**INSTRUCTION**. Leave out the pictures and reproduce all of the data exactly.

**DATA SHOWN**.
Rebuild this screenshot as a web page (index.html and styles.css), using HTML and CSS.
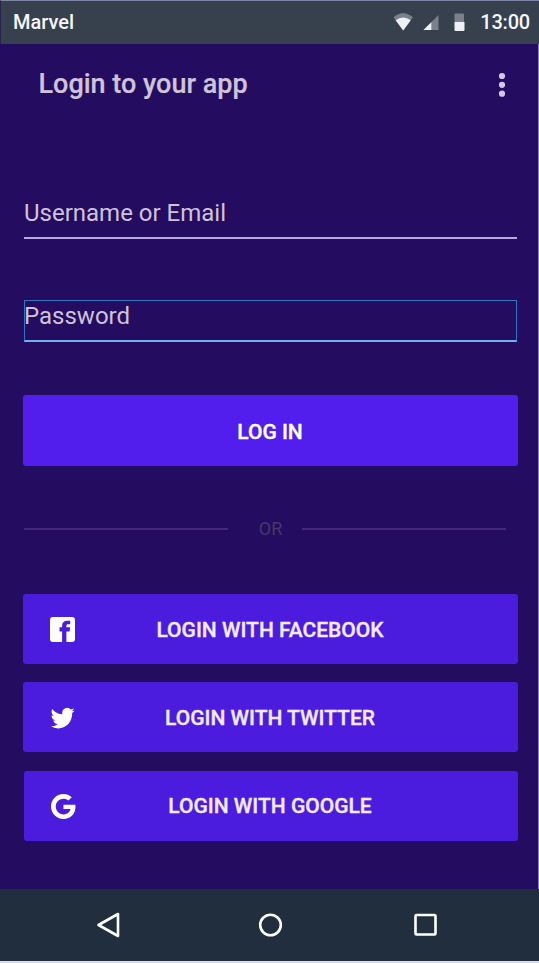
FILE: index.html
```html
<!DOCTYPE html>
<html lang="en">
<head>
<meta charset="utf-8">
<title>Login to your app</title>
<link rel="stylesheet" href="styles.css">
</head>
<body>
<div class="screen">
  <div class="status">
    <span class="carrier">Marvel</span>
    <svg class="indicators" width="76" height="20" viewBox="0 0 76 20">
      <path class="dim" d="M0.500 4.200Q10.200-3.600 19.900 4.200L10.200 17.500Z"/>
      <path class="lit" d="M2.700 7.200Q10.200 2 17.700 7.200L10.200 17.500Z"/>
      <path class="dim" d="M45.500 2V17H30.500Z"/>
      <path class="lit" d="M38.300 9.200V17H30.500Z"/>
      <path class="dim" d="M63.500 0.500h6.500a1 1 0 0 1 1 1V9H61.500V1.500a1 1 0 0 1 1-1z"/>
      <path class="lit" d="M61.500 9h10v8a1 1 0 0 1-1 1h-8a1 1 0 0 1-1-1z"/>
    </svg>
    <span class="clock">13:00</span>
  </div>
  <main class="app">
    <header class="appbar">
      <h1 class="title">Login to your app</h1>
      <svg class="more" width="8" height="26" viewBox="0 0 8 26"><circle cx="4" cy="4" r="3.1"/><circle cx="4" cy="12.800" r="3.1"/><circle cx="4" cy="21.700" r="3.1"/></svg>
    </header>
    <div class="field username">Username or Email</div>
    <div class="field password">Password</div>
    <div class="button primary"><span class="label">LOG IN</span></div>
    <div class="divider"><span class="rule"></span><span class="or">OR</span><span class="rule"></span></div>
    <div class="socials">
      <div class="button">
        <svg class="icon" width="26" height="26" viewBox="0 0 26 26"><path d="M3 0h19a3 3 0 0 1 3 3v19a3 3 0 0 1-3 3h-5.600V14.500h3.200l.6-4.200h-3.800V9c0-1.200.5-1.700 1.700-1.700h2.100V3.700h-2.700c-3.500 0-5.400 1.800-5.400 5v1.600H9.500v4.200h2.600V25H3a3 3 0 0 1-3-3V3a3 3 0 0 1 3-3z"/></svg>
        <span class="label facebook">LOGIN WITH FACEBOOK</span>
      </div>
      <div class="button">
        <svg class="icon" width="26" height="26" viewBox="0 0 26 26"><path transform="translate(.6 .6) scale(1 1.050)" d="M23.950 4.570a10 10 0 0 1-2.820.78 4.960 4.960 0 0 0 2.160-2.720c-.95.550-2 .950-3.130 1.180a4.920 4.920 0 0 0-8.380 4.480C7.690 8.090 4.070 6.130 1.640 3.160a4.820 4.820 0 0 0-.67 2.480c0 1.710.87 3.210 2.190 4.100a4.900 4.900 0 0 1-2.230-.62v.06a4.920 4.920 0 0 0 3.950 4.830 4.990 4.990 0 0 1-2.210.09 4.940 4.940 0 0 0 4.600 3.420A9.870 9.870 0 0 1 0 19.540a13.990 13.990 0 0 0 7.550 2.210c9.050 0 14-7.500 14-13.980 0-.21 0-.42-.02-.63a9.940 9.940 0 0 0 2.460-2.550z"/></svg>
        <span class="label twitter">LOGIN WITH TWITTER</span>
      </div>
      <div class="button google-button">
        <svg class="icon" width="26" height="26" viewBox="0 0 26 26"><path transform="translate(1 -.3) scale(.0502)" d="M488 261.800C488 403.300 391.100 504 248 504 110.800 504 0 393.200 0 256S110.800 8 248 8c66.800 0 123 24.500 166.300 64.900l-67.500 64.900C258.500 52.600 94.300 116.600 94.300 256c0 86.500 69.100 156.600 153.700 156.600 98.200 0 135-70.400 140.800-106.900H248v-85.300h236.100c2.300 12.700 3.900 24.900 3.900 41.400z"/></svg>
        <span class="label google">LOGIN WITH GOOGLE</span>
      </div>
    </div>
  </main>
  <nav class="nav">
    <svg width="25" height="28" viewBox="0 0 25 28"><path d="M22 3v22L2.500 14Z"/></svg>
    <svg width="26" height="26" viewBox="0 0 26 26"><circle cx="13.500" cy="13" r="10.300"/></svg>
    <svg width="26" height="26" viewBox="0 0 26 26"><rect x="3.500" y="3" width="20" height="19.500" rx="1"/></svg>
  </nav>
</div>
</body>
</html>
```
FILE: styles.css
```css
* { box-sizing: border-box; }
body { margin: 0; font-family: Roboto, "Liberation Sans", sans-serif; background: #240c60; }
svg { display: block; flex: none; }
.screen { width: 539px; height: 963px; display: flex; flex-direction: column; border-bottom: 2px solid #d9dbe8; }
.status { height: 44px; flex: none; display: flex; align-items: center; padding: 1px 9px 0 12px; background: #37404d; border-top: 1px solid #7d84a6; border-left: 1px solid #292150; color: #f4f6fa; font-size: 20px; }
.carrier { font-weight: 500; margin-top: -2px; flex: 1; }
.indicators { margin: 0 11px 0 0; }
.dim { fill: #7b818a; }
.lit { fill: #eef0f3; }
.clock { font-size: 20px; font-weight: 500; letter-spacing: -0.2px; margin-top: -2px; }
.app { flex: 1; padding: 0 21px 0 23px; border-right: 1px solid #8e83b1; background: #240c60; }
.appbar { height: 80px; display: flex; justify-content: space-between; align-items: center; padding: 0 11px 0 15.5px; }
.title { margin: 0; font-size: 27px; font-weight: 500; line-height: 32px; color: #cec3d7; -webkit-text-stroke: 0.2px; }
.more { fill: #d3c6e8; margin-top: 2px; }
.field { color: #cec3d7; font-size: 24px; line-height: 30px; width: 493px; margin-left: 1px; }
.username { margin-top: 74px; height: 41px; border-bottom: 2px solid #b8a9dc; }
.password { margin-top: 61px; height: 42px; border: 1px solid #2f75c0; border-bottom: 2px solid #70b1ec; text-indent: -1px; }
.button { position: relative; display: flex; align-items: center; justify-content: center; width: 495px; height: 70px; border-radius: 3px; background: #4b1cdd; color: #f3eaff; font-size: 21px; font-weight: 500; }
.label { padding: 2px 1px 0 0; -webkit-text-stroke: 0.35px; }
.primary { margin-top: 53px; height: 71px; background: #521eed; color: #fff; }
.divider { height: 30px; margin: 48px 11px 0 1px; display: flex; align-items: center; justify-content: space-between; }
.rule { width: 204px; height: 2px; background: #47297b; }
.or { color: #443968; font-size: 18px; margin: -2px 0 0 11px; }
.socials { margin-top: 50px; display: flex; flex-direction: column; gap: 18px; }
.google-button { width: 494px; margin: 1px 0 0 1px; }
.google { padding-top: 0; padding-right: 2px; }
.icon { position: absolute; left: 27px; top: 23px; fill: #fff; }
.google-button .icon { left: 26px; }
.nav { flex: none; height: 72px; display: grid; grid-template-columns: 161px 155px 26px; justify-content: start; align-items: center; padding-left: 96px; background: #202e3d; }
.nav svg { fill: none; stroke: #fff; stroke-width: 2.6; stroke-linejoin: round; }
```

**OUTPUT BELOW**.
Rebuild this screenshot as a web page (index.html and styles.css), using HTML and CSS.
FILE: index.html
```html
<!DOCTYPE html>
<html lang="en">
<head>
<meta charset="utf-8">
<title>Login to your app</title>
<link rel="stylesheet" href="styles.css">
</head>
<body>
<div class="screen">
  <div class="status">
    <span class="carrier">Marvel</span>
    <svg class="indicators" width="76" height="20" viewBox="0 0 76 20">
      <path class="dim" d="M0.500 4.200Q10.200-3.600 19.900 4.200L10.200 17.500Z"/>
      <path class="lit" d="M2.700 7.200Q10.200 2 17.700 7.200L10.200 17.500Z"/>
      <path class="dim" d="M45.500 2V17H30.500Z"/>
      <path class="lit" d="M38.300 9.200V17H30.500Z"/>
      <path class="dim" d="M63.500 0.500h6.500a1 1 0 0 1 1 1V9H61.500V1.500a1 1 0 0 1 1-1z"/>
      <path class="lit" d="M61.500 9h10v8a1 1 0 0 1-1 1h-8a1 1 0 0 1-1-1z"/>
    </svg>
    <span class="clock">13:00</span>
  </div>
  <main class="app">
    <header class="appbar">
      <h1 class="title">Login to your app</h1>
      <svg class="more" width="8" height="26" viewBox="0 0 8 26"><circle cx="4" cy="4" r="3.1"/><circle cx="4" cy="12.800" r="3.1"/><circle cx="4" cy="21.700" r="3.1"/></svg>
    </header>
    <div class="field username">Username or Email</div>
    <div class="field password">Password</div>
    <div class="button primary"><span class="label">LOG IN</span></div>
    <div class="divider"><span class="rule"></span><span class="or">OR</span><span class="rule"></span></div>
    <div class="socials">
      <div class="button">
        <svg class="icon" width="26" height="26" viewBox="0 0 26 26"><path d="M3 0h19a3 3 0 0 1 3 3v19a3 3 0 0 1-3 3h-5.600V14.500h3.200l.6-4.200h-3.800V9c0-1.200.5-1.700 1.700-1.700h2.100V3.700h-2.700c-3.500 0-5.400 1.800-5.400 5v1.600H9.500v4.200h2.600V25H3a3 3 0 0 1-3-3V3a3 3 0 0 1 3-3z"/></svg>
        <span class="label facebook">LOGIN WITH FACEBOOK</span>
      </div>
      <div class="button">
        <svg class="icon" width="26" height="26" viewBox="0 0 26 26"><path transform="translate(.6 .6) scale(1 1.050)" d="M23.950 4.570a10 10 0 0 1-2.820.78 4.960 4.960 0 0 0 2.160-2.720c-.95.550-2 .950-3.130 1.180a4.920 4.920 0 0 0-8.380 4.480C7.690 8.090 4.070 6.130 1.640 3.160a4.820 4.820 0 0 0-.67 2.480c0 1.710.87 3.210 2.190 4.100a4.900 4.900 0 0 1-2.230-.62v.06a4.920 4.920 0 0 0 3.950 4.830 4.990 4.990 0 0 1-2.210.09 4.940 4.940 0 0 0 4.600 3.420A9.870 9.870 0 0 1 0 19.540a13.990 13.990 0 0 0 7.550 2.210c9.050 0 14-7.500 14-13.980 0-.21 0-.42-.02-.63a9.940 9.940 0 0 0 2.460-2.550z"/></svg>
        <span class="label twitter">LOGIN WITH TWITTER</span>
      </div>
      <div class="button google-button">
        <svg class="icon" width="26" height="26" viewBox="0 0 26 26"><path transform="translate(1 -.3) scale(.0502)" d="M488 261.800C488 403.300 391.100 504 248 504 110.800 504 0 393.200 0 256S110.800 8 248 8c66.800 0 123 24.500 166.300 64.900l-67.500 64.900C258.500 52.600 94.300 116.600 94.300 256c0 86.500 69.100 156.600 153.700 156.600 98.200 0 135-70.400 140.800-106.900H248v-85.300h236.100c2.300 12.700 3.900 24.900 3.900 41.400z"/></svg>
        <span class="label google">LOGIN WITH GOOGLE</span>
      </div>
    </div>
  </main>
  <nav class="nav">
    <svg width="25" height="28" viewBox="0 0 25 28"><path d="M22 3v22L2.500 14Z"/></svg>
    <svg width="26" height="26" viewBox="0 0 26 26"><circle cx="13.500" cy="13" r="10.300"/></svg>
    <svg width="26" height="26" viewBox="0 0 26 26"><rect x="3.500" y="3" width="20" height="19.500" rx="1"/></svg>
  </nav>
</div>
</body>
</html>
```
FILE: styles.css
```css
* { box-sizing: border-box; }
body { margin: 0; font-family: Roboto, "Liberation Sans", sans-serif; background: #240c60; }
svg { display: block; flex: none; }
.screen { width: 539px; height: 963px; display: flex; flex-direction: column; border-bottom: 2px solid #d9dbe8; }
.status { height: 44px; flex: none; display: flex; align-items: center; padding: 1px 9px 0 12px; background: #37404d; border-top: 1px solid #7d84a6; border-left: 1px solid #292150; color: #f4f6fa; font-size: 20px; }
.carrier { font-weight: 500; margin-top: -2px; flex: 1; }
.indicators { margin: 0 11px 0 0; }
.dim { fill: #7b818a; }
.lit { fill: #eef0f3; }
.clock { font-size: 20px; font-weight: 500; letter-spacing: -0.2px; margin-top: -2px; }
.app { flex: 1; padding: 0 21px 0 23px; border-right: 1px solid #8e83b1; background: #240c60; }
.appbar { height: 80px; display: flex; justify-content: space-between; align-items: center; padding: 0 11px 0 15.5px; }
.title { margin: 0; font-size: 27px; font-weight: 500; line-height: 32px; color: #cec3d7; -webkit-text-stroke: 0.2px; }
.more { fill: #d3c6e8; margin-top: 2px; }
.field { color: #cec3d7; font-size: 24px; line-height: 30px; width: 493px; margin-left: 1px; }
.username { margin-top: 74px; height: 41px; border-bottom: 2px solid #b8a9dc; }
.password { margin-top: 61px; height: 42px; border: 1px solid #2f75c0; border-bottom: 2px solid #70b1ec; text-indent: -1px; }
.button { position: relative; display: flex; align-items: center; justify-content: center; width: 495px; height: 70px; border-radius: 3px; background: #4b1cdd; color: #f3eaff; font-size: 21px; font-weight: 500; }
.label { padding: 2px 1px 0 0; -webkit-text-stroke: 0.35px; }
.primary { margin-top: 53px; height: 71px; background: #521eed; color: #fff; }
.divider { height: 30px; margin: 48px 11px 0 1px; display: flex; align-items: center; justify-content: space-between; }
.rule { width: 204px; height: 2px; background: #47297b; }
.or { color: #443968; font-size: 18px; margin: -2px 0 0 11px; }
.socials { margin-top: 50px; display: flex; flex-direction: column; gap: 18px; }
.google-button { width: 494px; margin: 1px 0 0 1px; }
.google { padding-top: 0; padding-right: 2px; }
.icon { position: absolute; left: 27px; top: 23px; fill: #fff; }
.google-button .icon { left: 26px; }
.nav { flex: none; height: 72px; display: grid; grid-template-columns: 161px 155px 26px; justify-content: start; align-items: center; padding-left: 96px; background: #202e3d; }
.nav svg { fill: none; stroke: #fff; stroke-width: 2.6; stroke-linejoin: round; }
```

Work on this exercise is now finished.